Alcoa Warrick Operations, situated in Newburgh just east of the city in Warrick County, ranks among the largest aluminum rolling complexes in North America. Continuous casting and hot-rolling lines depend on process-control valves, hydraulic actuators, and fluid-handling components whose ball seats and spherical plug geometries accumulate wear under sustained mechanical load. Restoration lapping returns seating surfaces to original sphericity specifications without the procurement lead times associated with full component replacement. Parallel demand originates from the chemical-process terminals and industrial facilities along the Ohio River's Evansville reach, where API-rated ball valves govern flows of industrial gases and liquid feedstocks under fugitive-emission compliance requirements that make dimensional integrity a regulatory matter.
Toyota Motor Manufacturing Indiana in Princeton - roughly fifty-five miles north in Gibson County - anchors a supplier network extending throughout southwestern Indiana. Fuel injection assemblies, transmission shift controls, and steering components incorporate precision ball and spherical seat geometries manufactured or finished at supplier facilities within the Evansville commuter radius. Original equipment manufacturer-imposed dimensional acceptance criteria at those suppliers directly reference ASME and ISO dimensional specifications, making certified post-lapping verification a contractual obligation rather than an internal quality decision.
Metrology and Compliance Framework for Spherical Surface Lapping
Spherical and ball lapping differs from flat-surface lapping in a fundamental geometric constraint: material removal must preserve global sphericity simultaneously with surface-finish targets, and form error cannot be corrected by re-referencing the fixture once the workpiece is repositioned. Roundness verification is performed against NIST-traceable master balls and spherical artifacts, with out-of-roundness departure characterized per ASME B89.3.1 using spindle-based instruments resolving deviations in the sub-micron range. Surface finish is reported as Ra and Rz parameters under ASME B46.1 or ISO 4287, with acceptance limits drawn from the governing product standard - ISO 3290-1 for precision bearing-ball grades, API 6D or ASME B16.34 for valve trim, and ASTM surface characterization methods for medical-contact or food-contact applications subject to FDA jurisdiction.
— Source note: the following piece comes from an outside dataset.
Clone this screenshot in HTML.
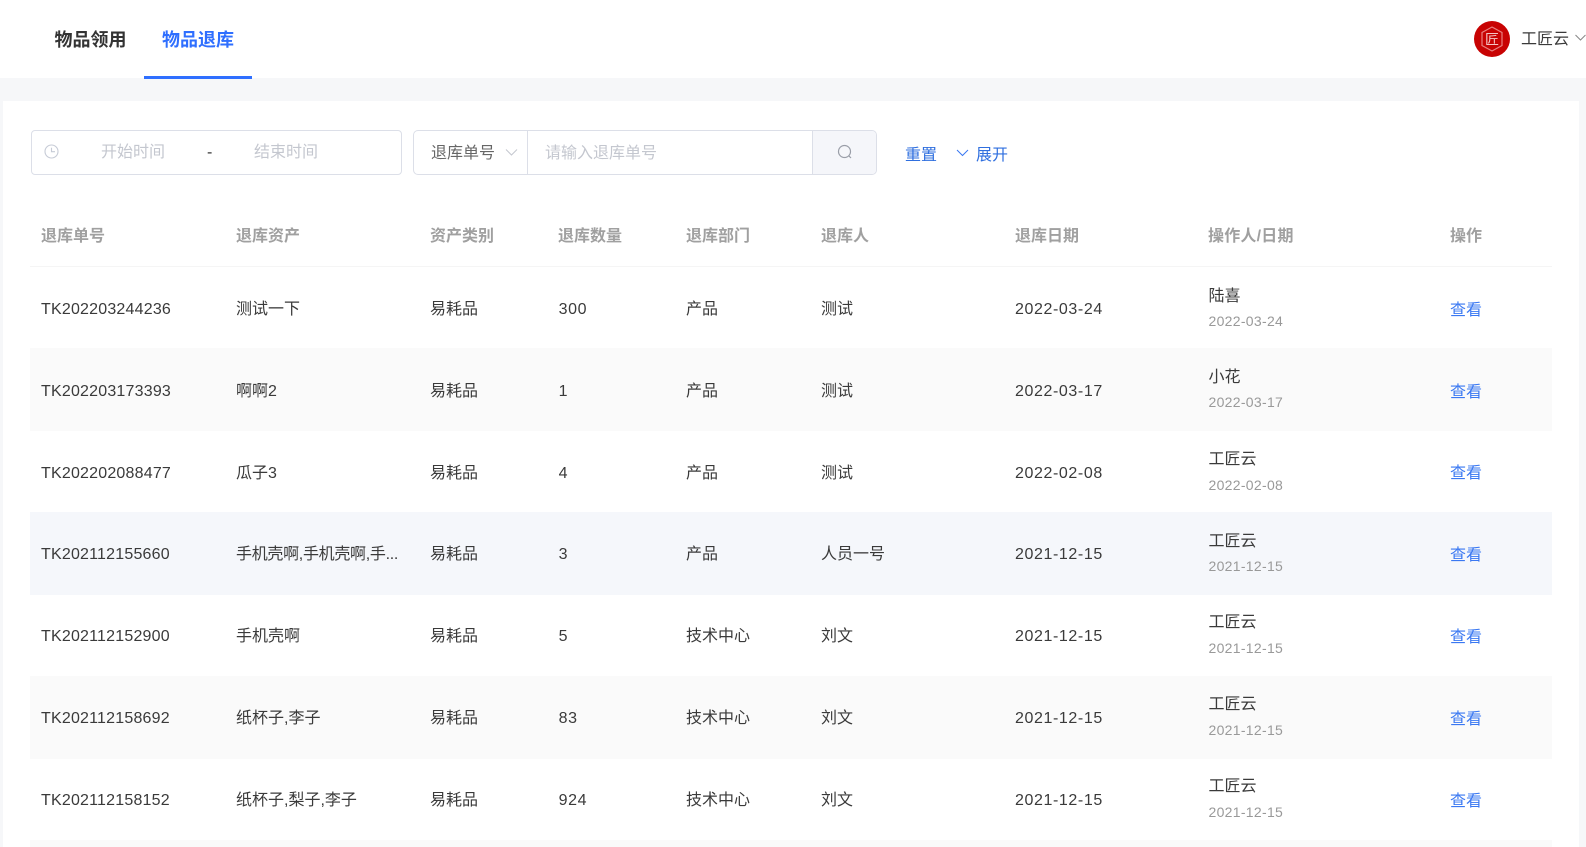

Calibration laboratories accredited to ISO/IEC 17025 maintain documented measurement uncertainty budgets for each spherical measurement method. Uncertainty contributions from stylus-tip radius, temperature-coefficient mismatch between workpiece and reference artifact, and instrument geometric error are evaluated, propagated, and reported alongside each dimensional result - a requirement that separates accredited verification from in-house go/no-go gauging. Evansville-area manufacturers producing spherical components destined for FDA-regulated applications face additional documentation obligations: FDA 21 CFR Part 820 (quality system regulation for medical devices) and 21 CFR Part 211 (current good manufacturing practice for pharmaceutical equipment) both require an unbroken traceability chain linking each measurement result to a national or international measurement standard. ISO/IEC 17025 accreditation by a nationally recognized accreditation body formally establishes that chain. For facilities subject to customer qualification audits or regulatory inspection, that documentation is a condition of continued supply authorization.